I was playing marbles with my little brother. And I thought I'd got sick, some real funny feeling came on me. And I went and set down by the side of a tree. And I looked down at the river, and there went a bridge, a big, great big bridge going across the river. And I counted sixteen men that fell off of that bridge and drowned. And I went and told mother. And I told her I seen it. And they thought I was crazy or something. They thought I was just at a little nervous hysterical child.
And twenty-two years from that time, on the same ground went the municipal bridge across, and sixteen men lost their lives on it.

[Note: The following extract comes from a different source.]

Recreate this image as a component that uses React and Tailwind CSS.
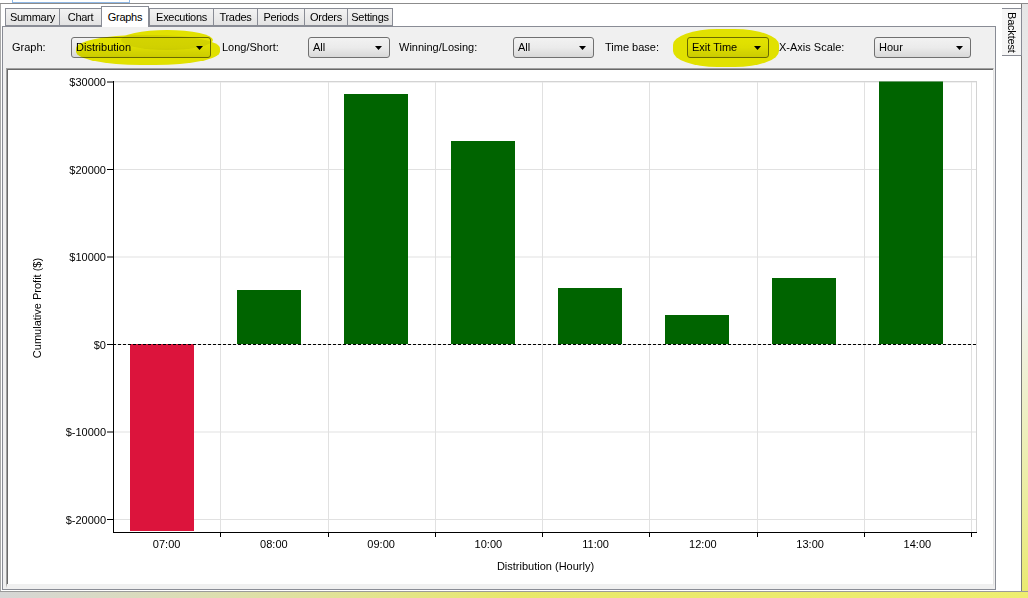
import React from 'react';

const tabs = [
    { label: 'Summary', w: 'w-[54px]' },
    { label: 'Chart', w: 'w-[42px]' },
    { label: 'Graphs', w: 'w-[48px]', active: true },
    { label: 'Executions', w: 'w-[64px]' },
    { label: 'Trades', w: 'w-[44px]' },
    { label: 'Periods', w: 'w-[47px]' },
    { label: 'Orders', w: 'w-[43px]' },
    { label: 'Settings', w: 'w-[46px]' },
];

const filters = [
    { label: 'Graph:', labelW: 'w-[59px]', value: 'Distribution', selW: 'w-[140px]', gap: 'mr-[11px]' },
    { label: 'Long/Short:', labelW: 'w-[86px]', value: 'All', selW: 'w-[82px]', gap: 'mr-[9px]' },
    { label: 'Winning/Losing:', labelW: 'w-[114px]', value: 'All', selW: 'w-[81px]', gap: 'mr-[11px]' },
    { label: 'Time base:', labelW: 'w-[82px]', value: 'Exit Time', selW: 'w-[82px]', gap: 'mr-[10px]' },
    { label: 'X-Axis Scale:', labelW: 'w-[95px]', value: 'Hour', selW: 'w-[97px]', gap: '' },
];

const hours = ['07:00', '08:00', '09:00', '10:00', '11:00', '12:00', '13:00', '14:00'];
const profits = [-21486, 6171, 28571, 23200, 6400, 3314, 7543, 34000];
const yTicks = [30000, 20000, 10000, 0, -10000, -20000];

// plot geometry, in chart-local pixels
const PL = 105;
const PR = 968;
const PT = 11.5;
const PB = 462;
const STEP = 107.25;
const yOf = (v) => 274 - v * 0.00875;

function Select({ value, width }) {
    return (
        <div className={`${width} h-[21px] flex items-center justify-between rounded-[3px] border border-[#707070] bg-gradient-to-b from-[#f2f2f2] via-[#ebebeb] to-[#d8d8d8] pl-[4px] pr-[7px]`}>
            <span className="text-[11px] text-black leading-none">{value}</span>
            <svg width="7" height="4" viewBox="0 0 7 4">
                <path d="M0 0h7L3.5 4z" fill="#000" />
            </svg>
        </div>
    );
}

function ProfitChart() {
    return (
        <svg width="983" height="512" viewBox="0 0 983 512" className="block" style={{ fontFamily: '"Liberation Sans", Arial, sans-serif' }}>
            {/* grid */}
            {yTicks.map((v) => (
                <line key={v} x1={PL} x2={PR} y1={yOf(v) + 0.5} y2={yOf(v) + 0.5} stroke="#e1e1e1" />
            ))}
            {hours.map((h, i) => (
                <line key={h} x1={Math.round(PL + (i + 1) * STEP) + 0.5} x2={Math.round(PL + (i + 1) * STEP) + 0.5} y1={PT} y2={PB} stroke="#e1e1e1" />
            ))}
            <line x1={PL} x2={PR} y1={11.5} y2={11.5} stroke="#d3d3d3" />
            <line x1={PR + 0.5} x2={PR + 0.5} y1={11} y2={PB} stroke="#d3d3d3" />

            {/* bars */}
            {profits.map((v, i) => {
                const x = 122 + i * 107;
                const y0 = yOf(0);
                const y1 = Math.max(PT, Math.min(461, yOf(v)));
                return (
                    <rect
                        key={i}
                        x={x}
                        y={Math.min(y0, y1)}
                        width="64"
                        height={Math.abs(y1 - y0)}
                        fill={v < 0 ? '#dc143c' : '#006400'}
                    />
                );
            })}

            {/* zero line */}
            <line x1={PL} x2={PR} y1={274.5} y2={274.5} stroke="#000" strokeDasharray="3 2" />

            {/* axes */}
            <line x1={PL + 0.5} x2={PL + 0.5} y1={11} y2={PB + 1} stroke="#000" />
            <line x1={PL} x2={969} y1={PB + 0.5} y2={PB + 0.5} stroke="#000" />

            {yTicks.map((v) => (
                <g key={v}>
                    <line x1={99} x2={PL} y1={yOf(v) + 0.5} y2={yOf(v) + 0.5} stroke="#000" />
                    <text x={98} y={yOf(v) + 4.5} textAnchor="end" fontSize="11" fill="#000">
                        {v < 0 ? `$-${Math.abs(v)}` : `$${v}`}
                    </text>
                </g>
            ))}

            {hours.map((h, i) => (
                <g key={h}>
                    <line x1={Math.round(PL + (i + 1) * STEP) + 0.5} x2={Math.round(PL + (i + 1) * STEP) + 0.5} y1={PB} y2={PB + 5} stroke="#000" />
                    <text x={PL + (i + 0.5) * STEP} y={478} textAnchor="middle" fontSize="11" fill="#000">
                        {h}
                    </text>
                </g>
            ))}

            <text x={537.5} y={499.5} textAnchor="middle" fontSize="11" fill="#000">
                Distribution (Hourly)
            </text>
            <text x={29} y={238} textAnchor="middle" dominantBaseline="central" fontSize="11" fill="#000" transform="rotate(-90 29 238)">
                Cumulative Profit ($)
            </text>
        </svg>
    );
}

export default function App() {
    return (
        <div className="relative w-[1028px] h-[598px] overflow-hidden bg-white flex flex-col font-['Liberation_Sans',Arial,sans-serif] text-black">
            {/* top strip */}
            <div className="h-[4px] border-b border-[#8c8c8c] shrink-0">
                <div className="ml-[12px] w-[118px] h-[3px] border-x border-b border-[#8fb8e6] bg-white" />
            </div>

            <div className="flex flex-1 min-h-0">
                {/* main tab control */}
                <div className="w-[997px] flex flex-col border-l border-[#a9a9a9] pl-[1px]">
                    <div className="h-[22px] flex items-end pl-[3px] shrink-0">
                        {tabs.map((t) =>
                            t.active ? (
                                <div key={t.label} className={`${t.w} h-[21px] -mb-px relative z-10 flex items-center justify-center bg-white border border-b-0 border-[#898c95] text-[11px] tracking-[-0.3px]`}>
                                    {t.label}
                                </div>
                            ) : (
                                <div key={t.label} className={`${t.w} h-[18px] flex items-center justify-center bg-gradient-to-b from-[#f3f3f3] to-[#e3e3e3] border border-r-0 border-[#898c95] last:border-r text-[11px] tracking-[-0.3px]`}>
                                    {t.label}
                                </div>
                            )
                        )}
                    </div>

                    <div className="flex-1 flex flex-col border border-[#898c95] bg-[#f0f0f0] mr-[1px] mb-[1px]">
                        {/* filter bar */}
                        <div className="h-[41px] shrink-0 flex items-center pl-[9px] relative">
                            {filters.map((f) => (
                                <div key={f.label} className={`flex items-center ${f.gap}`}>
                                    <span className={`${f.labelW} text-[11px]`}>{f.label}</span>
                                    <Select value={f.value} width={f.selW} />
                                </div>
                            ))}
                            {/* highlighter marks */}
                            <div className="absolute left-[73px] top-[8px] w-[144px] h-[30px] rounded-[45%] bg-[#f0f000] mix-blend-multiply blur-[0.5px] pointer-events-none" />
                            <div className="absolute left-[118px] top-[3px] w-[92px] h-[20px] rounded-[50%] bg-[#f0f000] mix-blend-multiply blur-[0.5px] pointer-events-none" />
                            <div className="absolute left-[670px] top-[2px] w-[106px] h-[38px] rounded-[42%] bg-[#f0f000] mix-blend-multiply blur-[0.5px] pointer-events-none" />
                        </div>

                        {/* chart control */}
                        <div className="flex-1 ml-[3px] mr-[1px] mb-[1px] border-t border-l border-[#a0a0a0] border-r border-r-[#e3e3e3] border-b-4 border-b-[#f0f0f0]">
                            <div className="h-full border-t border-l border-[#696969] bg-white overflow-hidden">
                                <ProfitChart />
                            </div>
                        </div>
                    </div>
                </div>

                {/* side tab */}
                <div className="w-[25px] border-r border-[#7a7a7a] pl-[5px] pt-[4px]">
                    <div className="w-[20px] h-[48px] border border-l-0 border-[#898c95] bg-[#f6f6f6] flex items-center justify-center">
                        <span className="text-[11px] [writing-mode:vertical-rl] tracking-[-0.2px]">Backtest</span>
                    </div>
                </div>

                {/* window edge */}
                <div className="flex-1 bg-gradient-to-b from-[#e6e6e6] via-[#f2f2f2] to-[#eaea70]" />
            </div>

            {/* bottom strip */}
            <div className="h-[7px] shrink-0 border-t border-[#9a9a9a] bg-gradient-to-r from-[#d6d6d6] via-[#e8e86a] to-[#eeee70]" />
        </div>
    );
}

(EXPERIENCES, PHOENIX, AZ, 48-0302)

[edit] Fulfillment

The George Rogers Clark Memorial Bridge is a four-lane cantilever bridge crossing the Ohio River between Louisville, Kentucky and Jeffersonville, Indiana, carrying US 31. It was designed by Paul Philippe Cret of Philadelphia, and construction began in June 1928 by the American Bridge Company of Pittsburgh at a cost of $4.7 million. It opened to the public in October 31, 1929, then called the Louisville Municipal Bridge, and operated as a toll bridge. The bonds that financed the construction were finally paid off in 1946, and the tolls were removed. In 1949, the bridge was renamed in honor of George Rogers Clark, recognized as the founder of Louisville. The bridge was rehabilitated in 1958, and is still in use today.